½ onion – sliced
8 tablespoons black pepper
5 – 6 gambooge (goraka)
½ tablespoon chili powder
¼ teaspoon turmeric
3 curry leaves
salt – to taste
3 cups water (It is depend on the size of the saucepan)
In a small saucepan boil gambooge with 1/2cup of water. When it is boiled take out the gambooge and minced it with little boiled water. It should be a fine paste in the end.
Cut the fish into pieces and wash it well with salt mix water and put it into a saucepan. Then put all the rest of the ingredients, including gambooge paste into the saucepan & mix well with fish pieces with little water.
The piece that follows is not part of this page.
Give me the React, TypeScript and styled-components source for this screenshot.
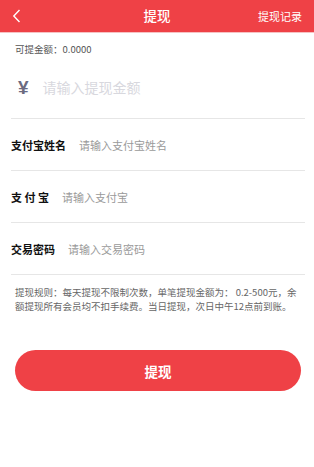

Do not break the pieces.
Final step is put the rest of the water (2 1/2cups) in to the saucepan and cook the fish in medium heat till the gravy is become so thick.
Taste for salt.
Best is plain rice. But you can have this with bread, roti and also what you like most.
1. It is good if you can take black pepper corns and grind it with boiled gambooge.
Then taste is really nice. But you can use pepper powder also.
2. Fish will give you a good taste if it a dry
3. Try to avoid the spoon to mix the ingredients with fish. Use your hand and wash it well after your work.(Before too)
4. Do not stir the curry with a spoon. it will break the pieces. Just shake the saucepan well.